Choosing which retailer to purchase from online is certainly not without risk, but the majority of consumers are nowadays comfortable to make that assessment, either from brand knowledge, reviews or referrals but also because shopping in this way has become widely acceptable. But investing in shares as a genuine wealth creation exercise has not been a focus. It can be and should be and it should start early. Financial education in schools is an essential part of that.

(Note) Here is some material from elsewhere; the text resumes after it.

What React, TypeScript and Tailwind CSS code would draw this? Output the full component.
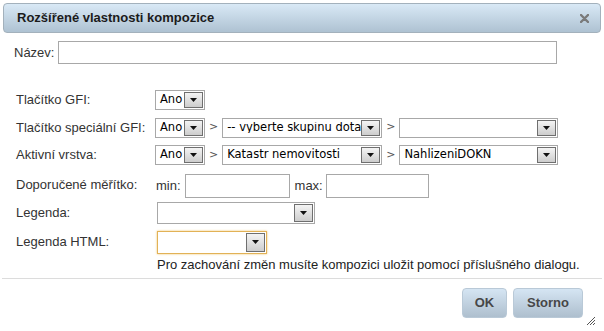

It is a natural human instinct to prioritise the negative, but a willingness on the part of regulators, government, companies and inevitably the media, to consistently provide clear and comprehensive information, so individuals can accept the levels of personal risk, can and will make a huge difference. And consistently providing good information to all investors not just institutional, is the way corporates and IRO’s can significantly contribute to this ambition.
The role of IR
For an IRO today willing to organise their communications on a broader basis than purely institutional investors, they will benefit from the liquidity and reputation gain that retail investors can bring. The costs of engagement have fallen dramatically thanks to technology, and as AI progresses, so will much of the time previously involved in engagement (and that includes some of the basics for information provision to institutional investors as well!). Direct retail investment also gives individuals the chance to vote and to shape the development of the companies they are investing in – something investor relations directors increasingly recognise simply reflects the same pressure they are seeing from institutional asset owners. But from the individual investor perspective, this stake in society and the economy is substantially more tangible from a direct investment than a distant pension fund. The opportunity is there for investor relations once again to lead the way forwards and help to reform retail investment.